I actually wonder how FROZEN 2 will fare, and if audiences will be receptive to seeing a film thatdoesn'tincludeLet It GoandDo You Wanna Build....Unless they're going to shoehorn some of the original songs into the film. I predict that critics will feel the new songs are inferior to those of the original film.
"

It's hard to say how well Frozen II's new soundtrack will fare - reaction to the three new songs showcased at D23 was pretty positive, but the originals are casting a very long shadow. However, Frozen II is going to be pretty different from the first film, which is quite a big advantage. One major problem with Mary Poppins Returns was that the songs often invited direct comparison with the original, and were almost always inferior. Taken on their own terms, the likes of 'A Cover is Not The Book' and 'The Place Where Lost Things Go' were quite decent, but they were always fated to lose in a battle with 'Supercalifragalistic..' or 'Feed the Birds'. It seems like 'Into the Unknown' and 'Some Things Never Change' have enough differences from the original soundtrack to be judged seperately from it, which will be pretty beneficial.

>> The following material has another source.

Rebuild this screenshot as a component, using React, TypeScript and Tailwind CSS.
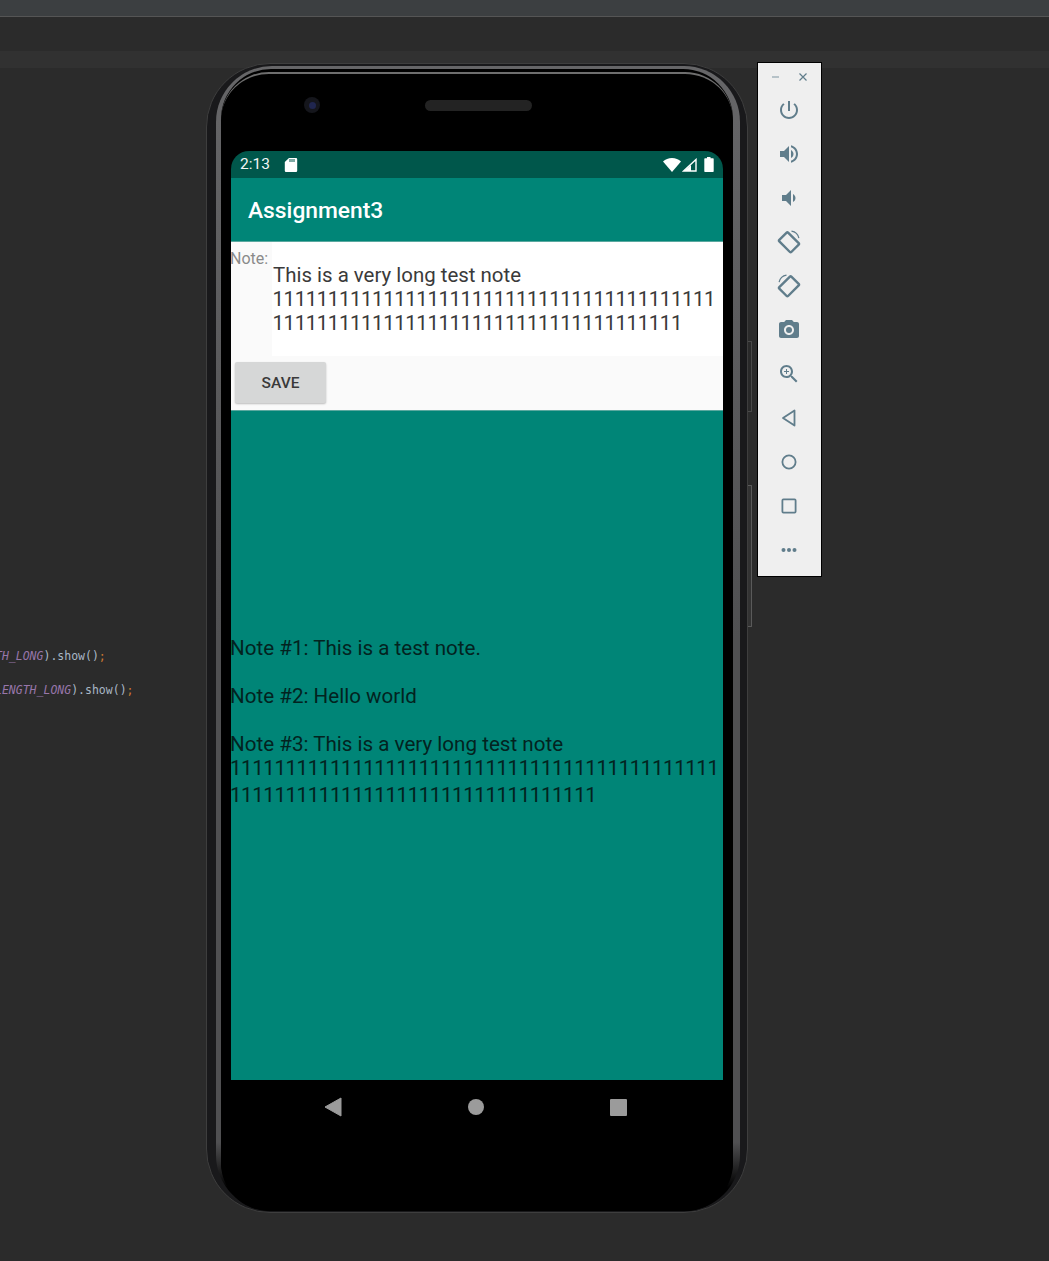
import React from "react";

const ic = "#607d8b";

function Icon({ children }: { children: React.ReactNode }) {
  return (
    <div className="h-[44px] flex items-center justify-center pr-[1px]">
      <svg width="24" height="24" viewBox="0 0 24 24" fill={ic}>
        {children}
      </svg>
    </div>
  );
}

function Toolbar() {
  return (
    <div className="w-[65px] h-[515px] bg-[#efefef] border border-black flex flex-col">
      <div className="h-[25px] flex items-center justify-between pl-[13px] pr-[13px] pt-[2px]">
        <svg width="10" height="10" viewBox="0 0 10 10"><path d="M1 5h7" stroke="#8fa3ad" strokeWidth="1.2" /></svg>
        <svg width="10" height="10" viewBox="0 0 10 10"><path d="M1.5 1.5l7 7M8.5 1.5l-7 7" stroke="#607d8b" strokeWidth="1.2" /></svg>
      </div>
      <div className="flex flex-col">
        <Icon><path d="M13 3h-2v10h2V3zm4.83 2.17l-1.42 1.42C17.99 7.86 19 9.81 19 12c0 3.87-3.13 7-7 7s-7-3.13-7-7c0-2.19 1.01-4.14 2.58-5.42L6.17 5.17C4.23 6.82 3 9.26 3 12c0 4.97 4.03 9 9 9s9-4.03 9-9c0-2.74-1.23-5.18-3.17-6.83z" /></Icon>
        <Icon><path d="M3 9v6h4l5 5V4L7 9H3zm13.5 3c0-1.77-1.02-3.29-2.5-4.03v8.05c1.48-.73 2.5-2.25 2.5-4.02zM14 3.23v2.06c2.89.86 5 3.54 5 6.71s-2.11 5.85-5 6.71v2.06c4.01-.91 7-4.49 7-8.77s-2.99-7.86-7-8.77z" /></Icon>
        <Icon><path d="M18.5 12c0-1.77-1.02-3.29-2.5-4.03v8.05c1.48-.73 2.5-2.25 2.5-4.02zM5 9v6h4l5 5V4L9 9H5z" /></Icon>
        <Icon>
          <g fill="none" stroke={ic}>
            <rect x="5.8" y="3.8" width="12.4" height="17" rx="1" strokeWidth="2.4" transform="rotate(-45 12 12.3)" />
            <path d="M14.5 1.2c3.6.6 6.6 3.4 7.4 7" strokeWidth="1.2" />
          </g>
        </Icon>
        <Icon>
          <g fill="none" stroke={ic} transform="translate(24 0) scale(-1 1)">
            <rect x="5.8" y="3.8" width="12.4" height="17" rx="1" strokeWidth="2.4" transform="rotate(-45 12 12.3)" />
            <path d="M14.5 1.2c3.6.6 6.6 3.4 7.4 7" strokeWidth="1.2" />
          </g>
        </Icon>
        <Icon><path fillRule="evenodd" d="M9 2L7.17 4H4c-1.1 0-2 .9-2 2v12c0 1.1.9 2 2 2h16c1.1 0 2-.9 2-2V6c0-1.1-.9-2-2-2h-3.17L15 2H9zm3 15c-2.76 0-5-2.24-5-5s2.24-5 5-5 5 2.24 5 5-2.24 5-5 5z" /><circle cx="12" cy="12" r="3" /></Icon>
        <Icon><path d="M15.5 14h-.79l-.28-.27C15.41 12.59 16 11.11 16 9.5 16 5.91 13.09 3 9.5 3S3 5.91 3 9.5 5.91 16 9.5 16c1.61 0 3.09-.59 4.23-1.57l.27.28v.79l5 4.99L20.49 19l-4.99-5zm-6 0C7.01 14 5 11.99 5 9.5S7.01 5 9.5 5 14 7.01 14 9.5 11.99 14 9.5 14z" /><path d="M12 10h-2v2H9v-2H7V9h2V7h1v2h2v1z" /></Icon>
        <Icon><path d="M17.5 4.500v15L6 12z" fill="none" stroke={ic} strokeWidth="1.8" strokeLinejoin="round" /></Icon>
        <Icon><circle cx="12" cy="12" r="6.6" fill="none" stroke={ic} strokeWidth="1.8" /></Icon>
        <Icon><rect x="5.4" y="5.4" width="13.2" height="13.2" rx="1" fill="none" stroke={ic} strokeWidth="1.8" /></Icon>
        <Icon><circle cx="6.5" cy="12" r="2" /><circle cx="12" cy="12" r="2" /><circle cx="17.5" cy="12" r="2" /></Icon>
      </div>
    </div>
  );
}

function Screen() {
  return (
    <div className="w-[492px] flex flex-col font-['Roboto',sans-serif]">
      <div className="h-[27px] bg-[#00574b] rounded-t-[18px] flex items-center pl-[9px] pr-[9px] text-white">
        <span className="text-[15.5px] leading-[27px] text-[#f2f5f4]">2:13</span>
        <svg className="ml-[14px]" width="14" height="16" viewBox="0 0 14 16" fill="#fff">
          <path d="M5 1h7a1.200 1.200 0 0 1 1.200 1.200v11.600A1.200 1.200 0 0 1 12 15H2a1.200 1.200 0 0 1-1.200-1.200V5z" />
          <path d="M6 2v3M8 2v3M10 2v3" stroke="#00574b" strokeWidth="1" />
        </svg>
        <div className="flex-1" />
        <svg width="18" height="14" viewBox="0 0 18 14" fill="#fff"><path d="M0 3.600C2.400 1.400 5.500 0 9 0s6.600 1.400 9 3.600L9 14z" /></svg>
        <svg className="ml-[1px]" width="15" height="14" viewBox="0 0 15 14" fill="none"><path d="M14 1.500V13H1.500z" fill="#00574b" stroke="#fff" strokeWidth="1.400" /><path d="M9 13V7L2 13z" fill="#fff" /></svg>
        <svg className="ml-[7px]" width="10" height="15" viewBox="0 0 10 15" fill="#fff"><path d="M3 0h3.500v1.200H9a.7.7 0 0 1 .7.7v12.400a.7.7 0 0 1-.7.7H1a.7.7 0 0 1-.7-.7V1.900a.7.7 0 0 1 .7-.7h2z" /></svg>
      </div>
      <div className="h-[64px] bg-[#008577] flex items-center pl-[18px] pt-[2px] border-b border-[#5aa89f]">
        <span className="text-[22.8px] font-medium text-white leading-[60px] -ml-[1px]">Assignment3</span>
      </div>
      <div className="h-[114px] bg-[#fafafa] flex">
        <div className="w-[41px] pt-[9px] text-[16px] leading-[16px] text-[#8a8a8a]"><div className="-ml-[1px]">Note:</div></div>
        <div className="flex-1 bg-white pt-[21px] text-[20.45px] leading-[24px] text-[#3a3a3a] whitespace-nowrap">
          <div className="ml-[1px]">This is a very long test note</div>
          <div className="ml-[0.5px] tracking-[-0.42px]">1111111111111111111111111111111111111111</div>
          <div className="ml-[0.5px] tracking-[-0.42px]">1111111111111111111111111111111111111</div>
        </div>
      </div>
      <div className="h-[54px] bg-[#fafafa] pl-[4px] pt-[6px]">
        <div className="w-[91px] h-[41px] pt-[2px] bg-[#d6d7d7] rounded-[2px] shadow-[0_1px_2px_rgba(0,0,0,0.25)] flex items-center justify-center text-[15.5px] font-medium text-[#3a3a3a]">
          SAVE
        </div>
      </div>
      <div className="h-[670px] bg-[#008577] pt-[225px] border-t border-[#5aa89f] text-[20.6px] leading-[24px] text-[#03231f] whitespace-nowrap">
        <div className="-ml-[1px]">
          <div>Note #1: This is a test note.</div>
          <div className="mt-[24px]">Note #2: Hello world</div>
          <div className="mt-[24px]">Note #3: This is a very long test note</div>
          <div className="tracking-[-0.47px]">11111111111111111111111111111111111111111111</div>
          <div className="mt-[3px] tracking-[-0.47px]">111111111111111111111111111111111</div>
        </div>
      </div>
      <div className="h-[54px] bg-black flex items-center relative">
        <div className="flex items-center w-full">
          <svg className="ml-[93px]" width="18" height="20" viewBox="0 0 18 20" fill="#9b9b9b"><path d="M17 1v18L1 10z" stroke="#9b9b9b" strokeLinejoin="round" /></svg>
          <div className="ml-[126px] w-[16px] h-[16px] rounded-full bg-[#9b9b9b]" />
          <div className="ml-[126px] w-[17px] h-[17px] rounded-[1px] bg-[#9b9b9b]" />
        </div>
      </div>
    </div>
  );
}

function Phone() {
  return (
    <div className="relative w-[542px] h-[1150px]">
      <div className="absolute left-[542px] top-[278px] w-[4px] h-[71px] border border-l-0 border-[#4a4a4a] rounded-r-[1px] bg-[#2a2a2a]" />
      <div className="absolute left-[542px] top-[422px] w-[4px] h-[142px] border border-l-0 border-[#5a5a5a] rounded-r-[1px] bg-[#333333]" />
      <div className="h-full rounded-[64px] border border-[#3e3e3e] bg-[#19191b] pt-[2px] pl-[9px] pr-[7px] pb-[1px]">
        <div className="h-full rounded-[56px] bg-[linear-gradient(to_bottom,#666668_0%,#505052_50%,#505052_94%,#000_98%)] pt-[3px] pl-[5px] pr-[7px]">
          <div className="h-full rounded-[50px] bg-black pt-[3px]">
            <div className="h-full rounded-[48px] border-t-2 border-[#6e6e6e] bg-black pl-[10px]">
              <div className="h-[77px] flex items-start">
                <div className="mt-[23px] ml-[73px] w-[16px] h-[16px] rounded-full bg-[#15161c] flex items-center justify-center">
                  <div className="w-[7px] h-[7px] rounded-full bg-[#20264f]" />
                </div>
                <div className="mt-[26px] ml-[105px] w-[107px] h-[11px] rounded-full bg-[#232323]" />
              </div>
              <Screen />
            </div>
          </div>
        </div>
      </div>
    </div>
  );
}

export default function App() {
  return (
    <div className="w-[1049px] h-[1261px] overflow-hidden bg-[#2b2b2b] flex flex-col">
      <div className="h-[16px] bg-[#3c3f41] border-b border-[#555555] box-content" />
      <div className="h-[34px]" />
      <div className="h-[17px] bg-[#313131]" />
      <div className="flex -mt-[5px]">
        <div className="w-[206px] pt-[576px] overflow-hidden font-['DejaVu_Sans_Mono',monospace] text-[11.5px] leading-[34px] whitespace-nowrap text-[#a9b7c6]">
          <div className="-ml-[5px]"><span className="text-[#9876aa] italic">TH_LONG</span>).show()<span className="text-[#cc7832]">;</span></div>
          <div className="-ml-[5px]"><span className="text-[#9876aa] italic">LENGTH_LONG</span>).show()<span className="text-[#cc7832]">;</span></div>
        </div>
        <Phone />
        <div className="ml-[9px] -mt-[1px]"><Toolbar /></div>
      </div>
    </div>
  );
}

In addition, Mary Poppins Returns (and many of the Disney DTV sequels) essentailly had the same stories as the original films, but with younger characters. Frozen II allowing Anna, Elsa and co to grow up a bit and go on a new adventure means that this pitfall will mostly be avoided. We don't know whether Frozen II will match the success of the original Frozen, but it certainly looks like a pretty ambitious and interesting new movie...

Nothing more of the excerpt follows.